## begin MATERIAL PROVIDED

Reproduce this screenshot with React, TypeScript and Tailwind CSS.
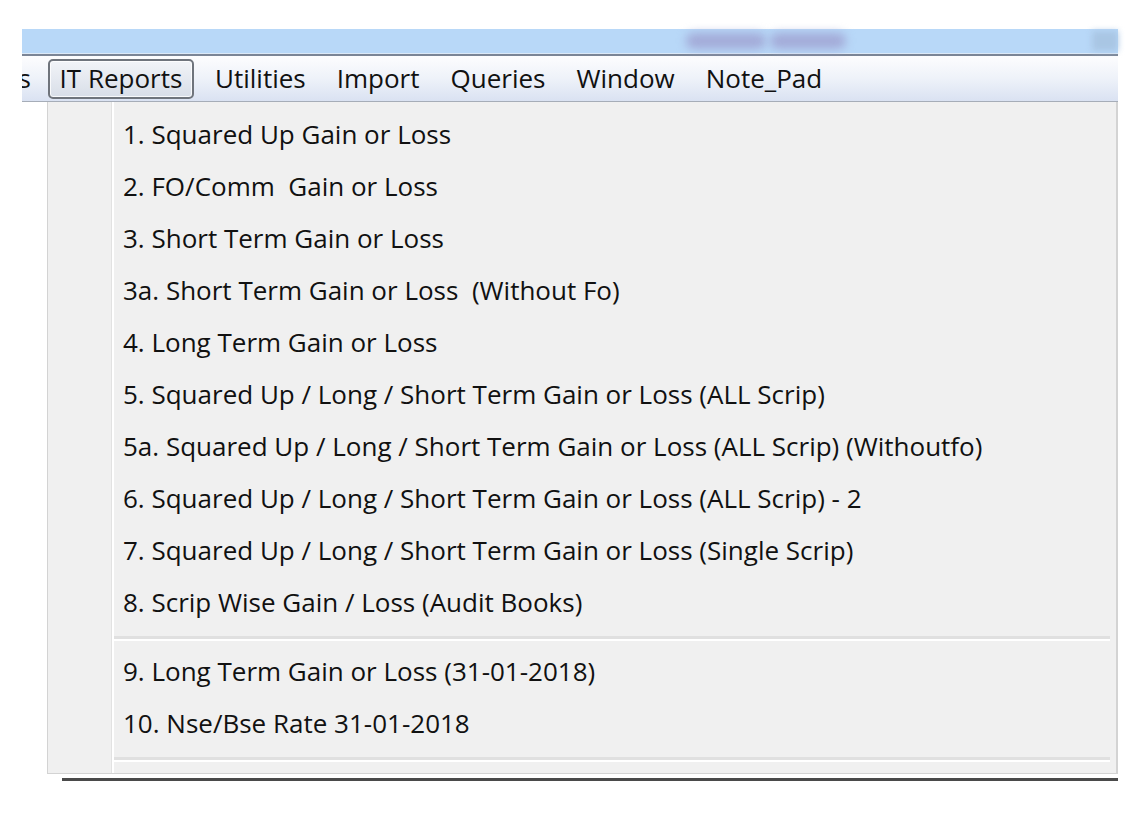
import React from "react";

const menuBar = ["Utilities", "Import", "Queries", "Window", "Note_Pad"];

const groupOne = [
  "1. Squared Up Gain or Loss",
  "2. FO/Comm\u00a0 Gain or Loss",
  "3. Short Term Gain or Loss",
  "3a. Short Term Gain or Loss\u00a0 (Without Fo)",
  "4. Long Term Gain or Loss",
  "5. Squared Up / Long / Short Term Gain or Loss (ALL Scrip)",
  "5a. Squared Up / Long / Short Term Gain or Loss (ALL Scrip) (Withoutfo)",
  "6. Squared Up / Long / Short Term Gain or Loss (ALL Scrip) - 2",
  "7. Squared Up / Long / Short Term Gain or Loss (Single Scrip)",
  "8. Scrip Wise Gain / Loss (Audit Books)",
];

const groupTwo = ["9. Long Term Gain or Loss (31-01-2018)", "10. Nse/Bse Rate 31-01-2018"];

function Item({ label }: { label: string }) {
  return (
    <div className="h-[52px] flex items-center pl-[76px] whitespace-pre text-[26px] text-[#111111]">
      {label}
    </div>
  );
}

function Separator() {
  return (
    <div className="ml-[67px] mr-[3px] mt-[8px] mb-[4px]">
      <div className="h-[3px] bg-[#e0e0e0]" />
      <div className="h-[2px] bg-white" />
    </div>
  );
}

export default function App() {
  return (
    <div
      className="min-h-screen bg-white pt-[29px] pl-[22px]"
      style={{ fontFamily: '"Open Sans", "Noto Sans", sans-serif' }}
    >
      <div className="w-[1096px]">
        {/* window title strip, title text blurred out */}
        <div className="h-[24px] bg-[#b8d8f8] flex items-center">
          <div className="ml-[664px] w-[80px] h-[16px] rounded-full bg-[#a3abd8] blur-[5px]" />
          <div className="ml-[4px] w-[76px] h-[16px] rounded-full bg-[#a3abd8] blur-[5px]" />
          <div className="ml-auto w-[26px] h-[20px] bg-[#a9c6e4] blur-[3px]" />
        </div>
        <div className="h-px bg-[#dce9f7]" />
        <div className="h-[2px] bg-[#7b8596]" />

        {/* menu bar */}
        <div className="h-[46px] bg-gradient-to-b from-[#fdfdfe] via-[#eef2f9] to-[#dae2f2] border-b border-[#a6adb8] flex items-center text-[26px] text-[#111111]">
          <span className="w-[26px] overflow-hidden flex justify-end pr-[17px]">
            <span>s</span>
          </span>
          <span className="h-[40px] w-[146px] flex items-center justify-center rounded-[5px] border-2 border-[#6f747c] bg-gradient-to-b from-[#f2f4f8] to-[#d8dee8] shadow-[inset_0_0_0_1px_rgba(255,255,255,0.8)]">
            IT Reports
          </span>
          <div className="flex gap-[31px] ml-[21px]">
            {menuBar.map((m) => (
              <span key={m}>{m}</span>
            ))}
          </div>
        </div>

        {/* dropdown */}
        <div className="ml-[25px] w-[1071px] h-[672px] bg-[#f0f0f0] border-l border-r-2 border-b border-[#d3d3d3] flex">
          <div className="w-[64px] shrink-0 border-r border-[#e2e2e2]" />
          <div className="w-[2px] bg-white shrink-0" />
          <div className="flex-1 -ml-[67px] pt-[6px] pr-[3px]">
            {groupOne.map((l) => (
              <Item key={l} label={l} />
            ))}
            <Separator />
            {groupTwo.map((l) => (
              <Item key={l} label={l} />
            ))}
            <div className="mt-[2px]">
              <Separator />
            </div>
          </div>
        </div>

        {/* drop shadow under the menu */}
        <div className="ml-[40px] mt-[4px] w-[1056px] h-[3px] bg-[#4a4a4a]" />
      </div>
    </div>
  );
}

## end MATERIAL PROVIDED

_EXERCISE AIM_
Set down the material exactly, every line of it, except for the pictures.

_THE COMPLETED TASK_
Reproduce this screenshot with React, TypeScript and Tailwind CSS.
import React from "react";

const menuBar = ["Utilities", "Import", "Queries", "Window", "Note_Pad"];

const groupOne = [
  "1. Squared Up Gain or Loss",
  "2. FO/Comm\u00a0 Gain or Loss",
  "3. Short Term Gain or Loss",
  "3a. Short Term Gain or Loss\u00a0 (Without Fo)",
  "4. Long Term Gain or Loss",
  "5. Squared Up / Long / Short Term Gain or Loss (ALL Scrip)",
  "5a. Squared Up / Long / Short Term Gain or Loss (ALL Scrip) (Withoutfo)",
  "6. Squared Up / Long / Short Term Gain or Loss (ALL Scrip) - 2",
  "7. Squared Up / Long / Short Term Gain or Loss (Single Scrip)",
  "8. Scrip Wise Gain / Loss (Audit Books)",
];

const groupTwo = ["9. Long Term Gain or Loss (31-01-2018)", "10. Nse/Bse Rate 31-01-2018"];

function Item({ label }: { label: string }) {
  return (
    <div className="h-[52px] flex items-center pl-[76px] whitespace-pre text-[26px] text-[#111111]">
      {label}
    </div>
  );
}

function Separator() {
  return (
    <div className="ml-[67px] mr-[3px] mt-[8px] mb-[4px]">
      <div className="h-[3px] bg-[#e0e0e0]" />
      <div className="h-[2px] bg-white" />
    </div>
  );
}

export default function App() {
  return (
    <div
      className="min-h-screen bg-white pt-[29px] pl-[22px]"
      style={{ fontFamily: '"Open Sans", "Noto Sans", sans-serif' }}
    >
      <div className="w-[1096px]">
        {/* window title strip, title text blurred out */}
        <div className="h-[24px] bg-[#b8d8f8] flex items-center">
          <div className="ml-[664px] w-[80px] h-[16px] rounded-full bg-[#a3abd8] blur-[5px]" />
          <div className="ml-[4px] w-[76px] h-[16px] rounded-full bg-[#a3abd8] blur-[5px]" />
          <div className="ml-auto w-[26px] h-[20px] bg-[#a9c6e4] blur-[3px]" />
        </div>
        <div className="h-px bg-[#dce9f7]" />
        <div className="h-[2px] bg-[#7b8596]" />

        {/* menu bar */}
        <div className="h-[46px] bg-gradient-to-b from-[#fdfdfe] via-[#eef2f9] to-[#dae2f2] border-b border-[#a6adb8] flex items-center text-[26px] text-[#111111]">
          <span className="w-[26px] overflow-hidden flex justify-end pr-[17px]">
            <span>s</span>
          </span>
          <span className="h-[40px] w-[146px] flex items-center justify-center rounded-[5px] border-2 border-[#6f747c] bg-gradient-to-b from-[#f2f4f8] to-[#d8dee8] shadow-[inset_0_0_0_1px_rgba(255,255,255,0.8)]">
            IT Reports
          </span>
          <div className="flex gap-[31px] ml-[21px]">
            {menuBar.map((m) => (
              <span key={m}>{m}</span>
            ))}
          </div>
        </div>

        {/* dropdown */}
        <div className="ml-[25px] w-[1071px] h-[672px] bg-[#f0f0f0] border-l border-r-2 border-b border-[#d3d3d3] flex">
          <div className="w-[64px] shrink-0 border-r border-[#e2e2e2]" />
          <div className="w-[2px] bg-white shrink-0" />
          <div className="flex-1 -ml-[67px] pt-[6px] pr-[3px]">
            {groupOne.map((l) => (
              <Item key={l} label={l} />
            ))}
            <Separator />
            {groupTwo.map((l) => (
              <Item key={l} label={l} />
            ))}
            <div className="mt-[2px]">
              <Separator />
            </div>
          </div>
        </div>

        {/* drop shadow under the menu */}
        <div className="ml-[40px] mt-[4px] w-[1056px] h-[3px] bg-[#4a4a4a]" />
      </div>
    </div>
  );
}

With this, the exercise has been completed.